From Clinician to Founder: What Medicine Taught Me About Building Companies — Dr. Jonas LaForge

The skills that make a great physician — pattern recognition, risk assessment, systems thinking — are the same skills that build great companies.
Medicine Is the Ultimate Startup Training Ground
When people hear that I'm both a physician and an entrepreneur, they often assume those are separate chapters of my career. Clinical medicine first, then business. But the truth is the opposite: everything I know about building companies, I learned in clinical practice.
Medicine teaches you to make high-stakes decisions with incomplete information. It teaches you to read people — not just their words, but their body language, their hesitation, the things they're not telling you. It teaches you that the presenting complaint is almost never the real problem. And it teaches you that systems, not heroics, save lives.
Those skills translate directly to entrepreneurship. Let me show you how.
Pattern Recognition: The Physician's Superpower
The best diagnosticians aren't the ones who know the most facts. They're the ones who recognize patterns fastest. A constellation of symptoms that seems unrelated to most people snaps into focus for a trained clinician — not because they're smarter, but because they've seen thousands of variations of the same underlying patterns.
In business, this translates to market intuition. After 20 years of treating patients, I can walk into a health and wellness company and immediately see what's working, what's theater, and what's missing. I can evaluate a health-tech startup's product and know whether it solves a real clinical problem or just sounds good in a pitch deck.
This isn't magic — it's pattern recognition trained on thousands of real-world data points. And it's the single biggest advantage physician-founders have.
Risk Assessment: The Art of Calculated Bets
Every clinical decision is a risk calculation. This medication will likely help, but it could cause liver damage. This surgery has an 85% success rate, but a 3% chance of serious complications. You learn to weigh probabilities, assess downside risk, and make decisions when the data is imperfect.
Entrepreneurship is the same calculus. Should we launch this product now or wait for more market validation? Should we raise capital or bootstrap? Should we hire ahead of revenue or stay lean?
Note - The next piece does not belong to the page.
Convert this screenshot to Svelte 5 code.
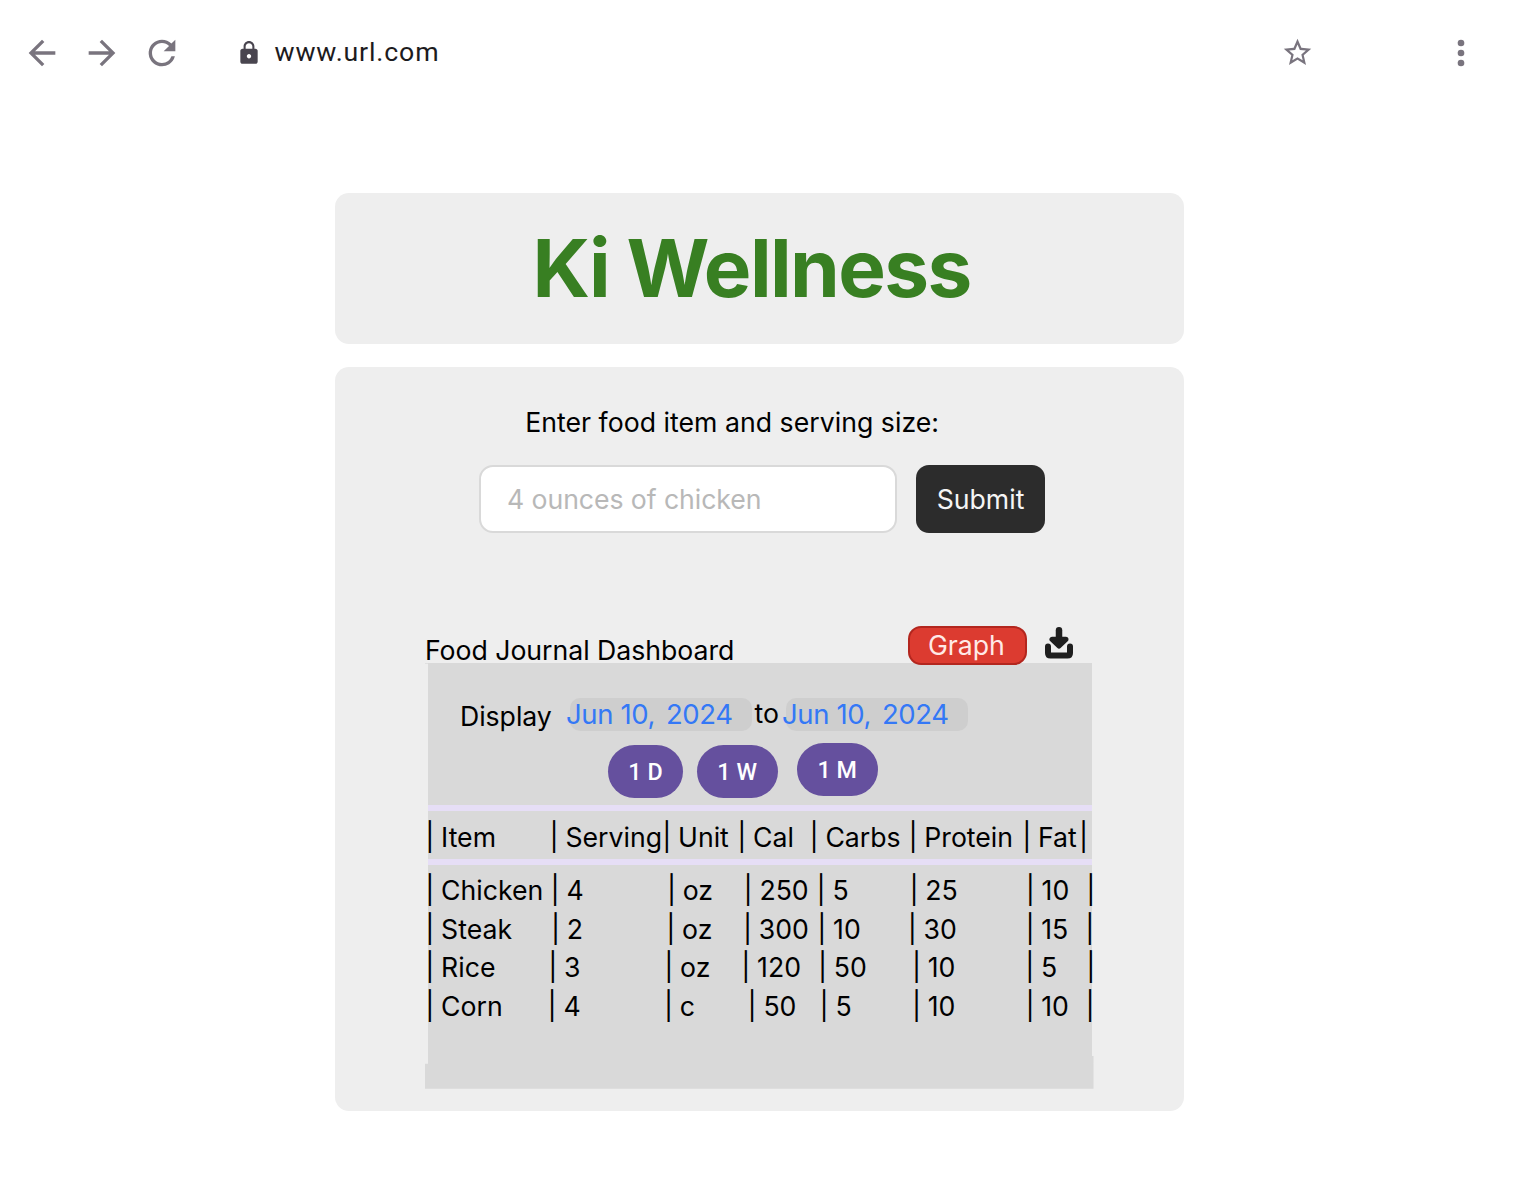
<script>
  const header = {
    labels: ['Item', 'Serving', 'Unit', 'Cal', 'Carbs', 'Protein', 'Fat', ''],
    widths: [124.3, 112.7, 75, 72.3, 98.9, 113.7, 56.8, 9]
  };
  const rows = [
    { labels: ['Chicken', '4', 'oz', '250', '5', '25', '10', ''], widths: [125.3, 116.4, 76.6, 73, 92.9, 116.3, 60.5, 9] },
    { labels: ['Steak', '2', 'oz', '300', '10', '30', '15', ''], widths: [125.7, 115.3, 76.7, 74.3, 90.5, 117.7, 59.8, 9] },
    { labels: ['Rice', '3', 'oz', '120', '50', '10', '5', ''], widths: [123, 116, 77, 76.7, 94, 113.2, 61.2, 9] },
    { labels: ['Corn', '4', 'c', '50', '5', '10', '10', ''], widths: [122.3, 116.4, 83.6, 72, 92.4, 113.5, 60.1, 9] }
  ];
</script>

{#snippet line(row)}
  <div class="row">
    {#each row.labels as label, i}
      <span class="cell" style:width="{row.widths[i]}px"><span class="bar">|</span>{label}</span>
    {/each}
  </div>
{/snippet}

<div class="page">
  <header class="browser">
    <svg class="nav" viewBox="0 0 24 24"><path d="M20 11H7.83l5.59-5.59L12 4l-8 8 8 8 1.41-1.41L7.83 13H20v-2z" /></svg>
    <svg class="nav" viewBox="0 0 24 24"><path d="M12 4l-1.41 1.41L16.17 11H4v2h12.17l-5.58 5.59L12 20l8-8z" /></svg>
    <svg class="nav" viewBox="0 0 24 24"><path d="M17.65 6.35A7.958 7.958 0 0 0 12 4a8 8 0 1 0 7.73 10h-2.08A5.99 5.99 0 0 1 12 18c-3.31 0-6-2.69-6-6s2.69-6 6-6c1.66 0 3.14.69 4.22 1.78L13 11h7V4l-2.35 2.35z" /></svg>
    <svg class="lock" viewBox="0 0 24 24"><path d="M18 8h-1V6c0-2.76-2.24-5-5-5S7 3.24 7 6v2H6c-1.1 0-2 .9-2 2v10c0 1.1.9 2 2 2h12c1.1 0 2-.9 2-2V10c0-1.1-.9-2-2-2zm-6 9c-1.1 0-2-.9-2-2s.9-2 2-2 2 .9 2 2-.9 2-2 2zm3.1-9H8.9V6c0-1.71 1.39-3.1 3.1-3.1s3.1 1.39 3.1 3.1v2z" /></svg>
    <span class="url">www.url.com</span>
    <svg class="star" viewBox="0 0 24 24"><path d="M22 9.24l-7.19-.62L12 2 9.19 8.63 2 9.24l5.46 4.73L5.82 21 12 17.27 18.18 21l-1.63-7.03L22 9.24zM12 15.4l-3.76 2.27 1-4.28-3.32-2.88 4.38-.38L12 6.1l1.71 4.04 4.38.38-3.32 2.88 1 4.28L12 15.4z" /></svg>
    <svg class="nav dots" viewBox="0 0 24 24"><circle cx="12" cy="6" r="2" /><circle cx="12" cy="12" r="2" /><circle cx="12" cy="18" r="2" /></svg>
  </header>

  <main>
    <section class="card brand"><h1>Ki Wellness</h1></section>

    <section class="card content">
      <label class="prompt" for="food">Enter food item and serving size:</label>
      <div class="entry">
        <input id="food" placeholder="4 ounces of chicken" />
        <button class="submit">Submit</button>
      </div>

      <div class="heading">
        <h2>Food Journal Dashboard</h2>
        <button class="graph">Graph</button>
        <svg class="download" viewBox="0 0 28 32">
          <path class="tray" d="M3 19.5V26q0 2.5 2.5 2.5h17q2.5 0 2.5-2.5V19.5" />
          <path class="stem" d="M14 3.3V16" />
          <path class="head" d="M7.2 12.4h13.6L14 18.8z" />
        </svg>
      </div>

      <div class="panel">
        <div class="range">
          <span class="display">Display</span>
          <span class="date">Jun 10, <span class="year">2024</span></span>
          <span class="to">to</span>
          <span class="date">Jun 10, <span class="year">2024</span></span>
        </div>
        <div class="periods">
          <button>1 D</button>
          <button class="wide">1 W</button>
          <button class="wide month">1 M</button>
        </div>
        <div class="head-row">{@render line(header)}</div>
        <div class="rows">
          {#each rows as row}{@render line(row)}{/each}
        </div>
      </div>
      <div class="foot"></div>
    </section>
  </main>
</div>

<style>
  :global(body) { background: #fff; }
  * { box-sizing: border-box; }
  .page {
    width: 1534px;
    height: 1184px;
    overflow: hidden;
    font-family: Inter, 'Liberation Sans', sans-serif;
    font-size: 26.67px;
    color: #000;
  }
  button, input { font: inherit; border: 0; margin: 0; padding: 0; }
  h1, h2 { margin: 0; font-weight: 400; font-size: inherit; }
  svg { display: block; flex: none; }

  .browser { display: flex; align-items: center; height: 106px; padding-left: 22px; }
  .nav { width: 40px; height: 40px; margin-right: 20px; fill: #79747e; }
  .lock { width: 26px; height: 26px; margin-left: 33.5px; margin-top: -1px; fill: #49454f; }
  .url {
    flex: none;
    width: 1009.7px;
    margin: -2px 0 0 13px;
    font-family: Roboto, sans-serif;
    font-size: 26.7px;
    letter-spacing: 0.86px;
    color: #1d1b20;
  }
  .star { width: 33px; height: 33px; fill: #79747e; margin: -1px 127px 0 -3.5px; }
  .dots { margin: 0; }

  main { width: 849px; margin: 87px 0 0 334.5px; }
  .card { background: #eee; border-radius: 14px; }
  .brand { height: 150.5px; padding: 26px 0 0 198px; margin-bottom: 23.5px; }
  h1 {
    font-size: 80px;
    line-height: 97px;
    font-weight: 700;
    letter-spacing: -1.6px;
    color: #387f22;
    white-space: nowrap;
  }
  .content { height: 743.5px; padding-top: 36px; }
  .prompt { display: block; height: 38px; line-height: 38.8px; margin-left: 190.7px; white-space: nowrap; letter-spacing: 0.02px; }
  .entry { display: flex; gap: 19.5px; margin: 24px 0 0 144.5px; }
  input {
    width: 417.5px;
    height: 68px;
    padding: 0 26px;
    border: 2px solid #d9d9d9;
    border-radius: 14px;
    background: #fff;
  }
  input::placeholder { color: #b8b8b8; opacity: 1; letter-spacing: -0.08px; }
  .submit { width: 129px; height: 68px; border-radius: 13px; background: #2c2c2c; color: #f5f5f5; }

  .heading { display: flex; height: 38px; margin: 93px 0 0 90.4px; }
  h2 { width: 483px; line-height: 38px; margin-top: 5px; white-space: nowrap; letter-spacing: -0.03px; }
  .graph {
    position: relative;
    width: 119px;
    height: 38.5px;
    padding-right: 2px;
    border: 2px solid #b3261e;
    border-radius: 13px;
    background: #dc3b30;
    color: #ffe9e7;
    z-index: 1;
  }
  .download { width: 28px; height: 32px; margin: 1px 0 0 18px; fill: #1e1e1e; stroke: #1e1e1e; }
  .tray { fill: none; stroke-width: 6; stroke-linecap: round; }
  .stem { stroke-width: 6.5; stroke-linecap: round; }
  .head { stroke-width: 5.4; stroke-linejoin: round; }

  .panel { position: relative; width: 664px; height: 393px; margin: -1.2px 0 0 93.5px; background: #d9d9d9; }
  .panel::before { content: ''; position: absolute; left: -3px; top: 0; width: 3px; height: 1px; background: #e0e0e0; }
  .range { display: flex; height: 69px; padding: 35px 0 0 32px; white-space: nowrap; }
  .display { width: 110px; line-height: 37px; letter-spacing: -0.05px; }
  .date {
    width: 182px;
    height: 33px;
    border-radius: 10px;
    background: #cecece;
    color: #3478f6;
    font-size: 27.5px;
    letter-spacing: -0.38px;
    line-height: 33px;
    text-indent: -4px;
  }
  .year { margin-left: 3.5px; }
  .to { width: 34px; padding-left: 2.5px; line-height: 31px; }
  .periods { display: flex; gap: 14px; height: 73px; padding: 13px 0 0 180px; }
  .periods button {
    width: 75px;
    height: 53.5px;
    padding-top: 1px;
    border-radius: 27px;
    background: #65509e;
    color: #fff;
    font: 500 23.3px Roboto, sans-serif;
    letter-spacing: 0.1px;
  }
  .periods .wide { width: 80.5px; }
  .periods .month { margin: -2px 0 0 5.5px; }
  .head-row {
    height: 60px;
    padding-top: 7px;
    border: solid #e6def6;
    border-width: 6.5px 0;
  }
  .rows { padding-top: 6.4px; }
  .row { display: flex; width: 677px; height: 38.45px; line-height: 38.45px; margin-left: -3.6px; }
  .cell { flex: none; white-space: nowrap; }
  .bar { display: inline-block; width: 16.7px; padding-left: 0.9px; font-size: 27.5px; }
  .foot {
    width: 668.5px;
    height: 33px;
    margin-left: 90.5px;
    background: #d9d9d9;
    clip-path: polygon(0 8px, 3px 8px, 3px -1px, 100% -1px, 100% 100%, 0 100%);
  }
</style>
The physicians I know who've become successful founders aren't reckless risk-takers — they're calculated ones. They understand probability, they respect downside risk, and they move decisively when the risk-reward ratio is favorable.
Systems Thinking: Why Protocols Beat Passion
In medicine, we don't rely on individual heroics. We build systems — clinical protocols, diagnostic algorithms, treatment pathways — that produce consistent outcomes regardless of which clinician is executing them. The best hospitals aren't the ones with the best individual doctors. They're the ones with the best systems.
The same principle applies to business. Early-stage startups run on founder energy and improvisation. But companies that scale are companies that systematize. At both Concierge Longevity and Blush MediSpa, we've invested heavily in building repeatable systems: intake processes, diagnostic workflows, treatment protocols, follow-up cadences, and outcome tracking.
These systems do three things: they ensure consistent quality regardless of which team member is executing, they make training new team members dramatically faster, and they generate data that allows us to continuously improve.
The Patient Relationship Model
Here's something business school won't teach you: the most powerful business relationship model already exists in medicine. The physician-patient relationship is built on trust, vulnerability, and long-term commitment. Patients share things with their doctor they won't tell anyone else. That level of trust creates loyalty that no marketing campaign can replicate.
At Concierge Longevity, we've built our entire business model around this principle. We don't have customers — we have patients. We don't sell treatments — we build protocols. We don't optimize for transactions — we optimize for outcomes. And the result is a retention rate and referral rate that would make any SaaS company envious.
What I'd Tell Physicians Considering Entrepreneurship
If you're a clinician thinking about starting a company, here's what I wish someone had told me:
- Your clinical skills are your unfair advantage. Don't try to become a "business person." Be a physician who builds businesses. The market is full of MBAs who don't understand healthcare. It's starving for clinicians who understand business.
- Start with the clinical problem, not the business opportunity. The best health companies are built by people who've seen a problem in clinical practice and couldn't stop thinking about solving it.
- Build the system before you scale. Your first 50 patients or customers should help you build a repeatable system. Don't try to grow until you can deliver consistent quality without your personal involvement in every interaction.
- Embrace the identity shift. Going from "doctor" to "entrepreneur" is psychologically challenging. You'll feel like an imposter in both worlds for a while. That's normal. Push through it.
- Your network is your net worth. Every patient, colleague, mentor, and collaborator you've built relationships with over your career is a potential advisor, investor, partner, or customer. Don't underestimate the value of your existing network.
The Convergence
We're entering an era where the line between clinical practice and entrepreneurship is disappearing. The physicians who will shape the future of healthcare aren't the ones sitting in traditional practices waiting for referrals. They're the ones building companies, creating platforms, and designing new care models.
Medicine taught me how to think. Entrepreneurship taught me how to build. The combination is more powerful than either one alone.